What is being asked
Everything in the data should be repeated exactly, save for the images.

----------------------------------------

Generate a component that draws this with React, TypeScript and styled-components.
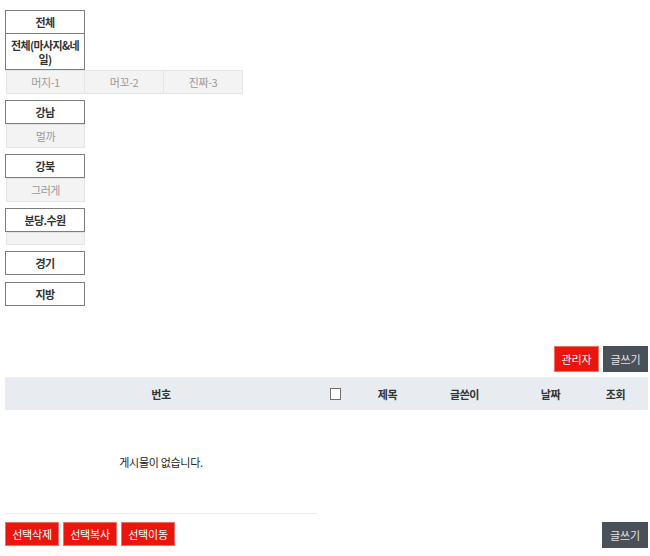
import React from "react";
import styled, { createGlobalStyle } from "styled-components";

const Global = createGlobalStyle`
  html, body { margin: 0; padding: 0; background: #ffffff; }
  body { font-family: "Noto Sans CJK KR", "Noto Sans", sans-serif; font-size: 11px; color: #333; }
  * { box-sizing: border-box; }
`;

const Page = styled.div`
  width: 650px;
  padding: 10px 2px 0 5px;
`;

const Menu = styled.div`
  display: flex;
  flex-direction: column;
  gap: 6px;
  align-items: flex-start;
`;

const Group = styled.div<{ $extra?: number }>`
  display: flex;
  flex-direction: column;
  align-items: flex-start;
  margin-top: ${(p) => p.$extra ?? 0}px;
`;

const MainBox = styled.div<{ $joined?: boolean; $multi?: boolean }>`
  width: 80px;
  border: 1px solid #7d7d7d;
  border-top-width: ${(p) => (p.$joined ? "0" : "1px")};
  background: #fff;
  color: #333;
  font-weight: 700;
  font-size: 11px;
  letter-spacing: -0.6px;
  text-align: center;
  word-break: break-all;
  line-height: ${(p) => (p.$multi ? "14px" : "22px")};
  padding: ${(p) => (p.$multi ? "4px 1px 3px" : "0 1px")};
`;

const SubRow = styled.div`
  display: flex;
  margin-left: 1px;
`;

const SubItem = styled.div<{ $empty?: boolean }>`
  width: 79px;
  height: ${(p) => (p.$empty ? "13px" : "24px")};
  line-height: 22px;
  border: 1px solid #e4e4e4;
  border-left-width: 0;
  &:first-child { border-left-width: 1px; }
  background: #f3f3f3;
  color: #9a9a9a;
  font-size: 11px;
  letter-spacing: -0.4px;
  text-align: center;
`;

const Board = styled.div`
  margin-top: 40px;
  width: 643px;
`;

const TopBar = styled.div`
  display: flex;
  justify-content: flex-end;
  gap: 4px;
`;

const Btn = styled.button<{ $tone: "red" | "dark"; $h?: number; $w?: number }>`
  width: ${(p) => p.$w ?? 45}px;
  height: ${(p) => p.$h ?? 26}px;
  padding: 0;
  border: 1px solid ${(p) => (p.$tone === "red" ? "#f06d66" : "#4a5058")};
  background: ${(p) => (p.$tone === "red" ? "#e8160d" : "#4a5058")};
  color: ${(p) => (p.$tone === "red" ? "#ffffff" : "#e2e4e6")};
  font-family: "Noto Sans CJK KR", sans-serif;
  font-size: 11px;
  line-height: 1;
  letter-spacing: -0.2px;
  cursor: pointer;
`;

const Cols = "312px 47px 47px 107px 65px 65px";

const HeadRow = styled.div`
  margin-top: 5px;
  display: grid;
  grid-template-columns: ${Cols};
  height: 33px;
  background: #e8ecf0;
  border-top: 1px solid #edf0f3;
  align-items: center;
`;

const HeadCell = styled.div<{ $align?: "left" | "center" }>`
  padding-left: ${(p) => (p.$align === "left" ? "13px" : "0")};
  font-weight: 700;
  font-size: 11px;
  color: #333;
  letter-spacing: -0.4px;
  display: flex;
  justify-content: ${(p) => (p.$align === "left" ? "flex-start" : "center")};
  align-items: center;
`;

const Check = styled.input`
  appearance: none;
  margin: 0;
  width: 11px;
  height: 12px;
  border: 1px solid #6f6f6f;
  background: #fff;
`;

const BodyRow = styled.div`
  display: grid;
  grid-template-columns: ${Cols};
`;

const EmptyCell = styled.div`
  height: 104px;
  border-bottom: 1px solid #ece9f2;
  display: flex;
  align-items: center;
  justify-content: center;
  font-size: 11px;
  color: #222;
  letter-spacing: -0.3px;
`;

const BottomBar = styled.div`
  margin-top: 8px;
  display: flex;
  justify-content: space-between;
  align-items: flex-start;
`;

const BtnGroup = styled.div`
  display: flex;
  gap: 4px;
`;

export default function App() {
  const groups: { main: string; subs?: string[]; empty?: boolean; extra?: number }[] = [
    { main: "강남", subs: ["멀까"] },
    { main: "강북", subs: ["그러게"] },
    { main: "분당.수원", empty: true },
    { main: "경기" },
    { main: "지방", extra: 1 },
  ];
  return (
    <>
      <Global />
      <Page>
        <Menu>
          <Group>
            <MainBox>전체</MainBox>
            <MainBox $joined $multi>전체(마사지&네일)</MainBox>
            <SubRow>
              <SubItem>머지-1</SubItem>
              <SubItem>머꼬-2</SubItem>
              <SubItem>진짜-3</SubItem>
            </SubRow>
          </Group>
          {groups.map((g) => (
            <Group key={g.main} $extra={g.extra}>
              <MainBox>{g.main}</MainBox>
              {g.subs && (
                <SubRow>
                  {g.subs.map((s) => (
                    <SubItem key={s}>{s}</SubItem>
                  ))}
                </SubRow>
              )}
              {g.empty && (
                <SubRow>
                  <SubItem $empty />
                </SubRow>
              )}
            </Group>
          ))}
        </Menu>

        <Board>
          <TopBar>
            <Btn $tone="red">관리자</Btn>
            <Btn $tone="dark">글쓰기</Btn>
          </TopBar>
          <HeadRow>
            <HeadCell>번호</HeadCell>
            <HeadCell $align="left">
              <Check type="checkbox" aria-label="전체선택" />
            </HeadCell>
            <HeadCell>제목</HeadCell>
            <HeadCell>글쓴이</HeadCell>
            <HeadCell>날짜</HeadCell>
            <HeadCell>조회</HeadCell>
          </HeadRow>
          <BodyRow>
            <EmptyCell>게시물이 없습니다.</EmptyCell>
          </BodyRow>
          <BottomBar>
            <BtnGroup>
              <Btn $tone="red" $w={54} $h={24}>선택삭제</Btn>
              <Btn $tone="red" $w={54} $h={24}>선택복사</Btn>
              <Btn $tone="red" $w={54} $h={24}>선택이동</Btn>
            </BtnGroup>
            <Btn $tone="dark" $w={46}>글쓰기</Btn>
          </BottomBar>
        </Board>
      </Page>
    </>
  );
}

----------------------------------------

Problem solution
Generate a component that draws this with React, TypeScript and styled-components.
import React from "react";
import styled, { createGlobalStyle } from "styled-components";

const Global = createGlobalStyle`
  html, body { margin: 0; padding: 0; background: #ffffff; }
  body { font-family: "Noto Sans CJK KR", "Noto Sans", sans-serif; font-size: 11px; color: #333; }
  * { box-sizing: border-box; }
`;

const Page = styled.div`
  width: 650px;
  padding: 10px 2px 0 5px;
`;

const Menu = styled.div`
  display: flex;
  flex-direction: column;
  gap: 6px;
  align-items: flex-start;
`;

const Group = styled.div<{ $extra?: number }>`
  display: flex;
  flex-direction: column;
  align-items: flex-start;
  margin-top: ${(p) => p.$extra ?? 0}px;
`;

const MainBox = styled.div<{ $joined?: boolean; $multi?: boolean }>`
  width: 80px;
  border: 1px solid #7d7d7d;
  border-top-width: ${(p) => (p.$joined ? "0" : "1px")};
  background: #fff;
  color: #333;
  font-weight: 700;
  font-size: 11px;
  letter-spacing: -0.6px;
  text-align: center;
  word-break: break-all;
  line-height: ${(p) => (p.$multi ? "14px" : "22px")};
  padding: ${(p) => (p.$multi ? "4px 1px 3px" : "0 1px")};
`;

const SubRow = styled.div`
  display: flex;
  margin-left: 1px;
`;

const SubItem = styled.div<{ $empty?: boolean }>`
  width: 79px;
  height: ${(p) => (p.$empty ? "13px" : "24px")};
  line-height: 22px;
  border: 1px solid #e4e4e4;
  border-left-width: 0;
  &:first-child { border-left-width: 1px; }
  background: #f3f3f3;
  color: #9a9a9a;
  font-size: 11px;
  letter-spacing: -0.4px;
  text-align: center;
`;

const Board = styled.div`
  margin-top: 40px;
  width: 643px;
`;

const TopBar = styled.div`
  display: flex;
  justify-content: flex-end;
  gap: 4px;
`;

const Btn = styled.button<{ $tone: "red" | "dark"; $h?: number; $w?: number }>`
  width: ${(p) => p.$w ?? 45}px;
  height: ${(p) => p.$h ?? 26}px;
  padding: 0;
  border: 1px solid ${(p) => (p.$tone === "red" ? "#f06d66" : "#4a5058")};
  background: ${(p) => (p.$tone === "red" ? "#e8160d" : "#4a5058")};
  color: ${(p) => (p.$tone === "red" ? "#ffffff" : "#e2e4e6")};
  font-family: "Noto Sans CJK KR", sans-serif;
  font-size: 11px;
  line-height: 1;
  letter-spacing: -0.2px;
  cursor: pointer;
`;

const Cols = "312px 47px 47px 107px 65px 65px";

const HeadRow = styled.div`
  margin-top: 5px;
  display: grid;
  grid-template-columns: ${Cols};
  height: 33px;
  background: #e8ecf0;
  border-top: 1px solid #edf0f3;
  align-items: center;
`;

const HeadCell = styled.div<{ $align?: "left" | "center" }>`
  padding-left: ${(p) => (p.$align === "left" ? "13px" : "0")};
  font-weight: 700;
  font-size: 11px;
  color: #333;
  letter-spacing: -0.4px;
  display: flex;
  justify-content: ${(p) => (p.$align === "left" ? "flex-start" : "center")};
  align-items: center;
`;

const Check = styled.input`
  appearance: none;
  margin: 0;
  width: 11px;
  height: 12px;
  border: 1px solid #6f6f6f;
  background: #fff;
`;

const BodyRow = styled.div`
  display: grid;
  grid-template-columns: ${Cols};
`;

const EmptyCell = styled.div`
  height: 104px;
  border-bottom: 1px solid #ece9f2;
  display: flex;
  align-items: center;
  justify-content: center;
  font-size: 11px;
  color: #222;
  letter-spacing: -0.3px;
`;

const BottomBar = styled.div`
  margin-top: 8px;
  display: flex;
  justify-content: space-between;
  align-items: flex-start;
`;

const BtnGroup = styled.div`
  display: flex;
  gap: 4px;
`;

export default function App() {
  const groups: { main: string; subs?: string[]; empty?: boolean; extra?: number }[] = [
    { main: "강남", subs: ["멀까"] },
    { main: "강북", subs: ["그러게"] },
    { main: "분당.수원", empty: true },
    { main: "경기" },
    { main: "지방", extra: 1 },
  ];
  return (
    <>
      <Global />
      <Page>
        <Menu>
          <Group>
            <MainBox>전체</MainBox>
            <MainBox $joined $multi>전체(마사지&네일)</MainBox>
            <SubRow>
              <SubItem>머지-1</SubItem>
              <SubItem>머꼬-2</SubItem>
              <SubItem>진짜-3</SubItem>
            </SubRow>
          </Group>
          {groups.map((g) => (
            <Group key={g.main} $extra={g.extra}>
              <MainBox>{g.main}</MainBox>
              {g.subs && (
                <SubRow>
                  {g.subs.map((s) => (
                    <SubItem key={s}>{s}</SubItem>
                  ))}
                </SubRow>
              )}
              {g.empty && (
                <SubRow>
                  <SubItem $empty />
                </SubRow>
              )}
            </Group>
          ))}
        </Menu>

        <Board>
          <TopBar>
            <Btn $tone="red">관리자</Btn>
            <Btn $tone="dark">글쓰기</Btn>
          </TopBar>
          <HeadRow>
            <HeadCell>번호</HeadCell>
            <HeadCell $align="left">
              <Check type="checkbox" aria-label="전체선택" />
            </HeadCell>
            <HeadCell>제목</HeadCell>
            <HeadCell>글쓴이</HeadCell>
            <HeadCell>날짜</HeadCell>
            <HeadCell>조회</HeadCell>
          </HeadRow>
          <BodyRow>
            <EmptyCell>게시물이 없습니다.</EmptyCell>
          </BodyRow>
          <BottomBar>
            <BtnGroup>
              <Btn $tone="red" $w={54} $h={24}>선택삭제</Btn>
              <Btn $tone="red" $w={54} $h={24}>선택복사</Btn>
              <Btn $tone="red" $w={54} $h={24}>선택이동</Btn>
            </BtnGroup>
            <Btn $tone="dark" $w={46}>글쓰기</Btn>
          </BottomBar>
        </Board>
      </Page>
    </>
  );
}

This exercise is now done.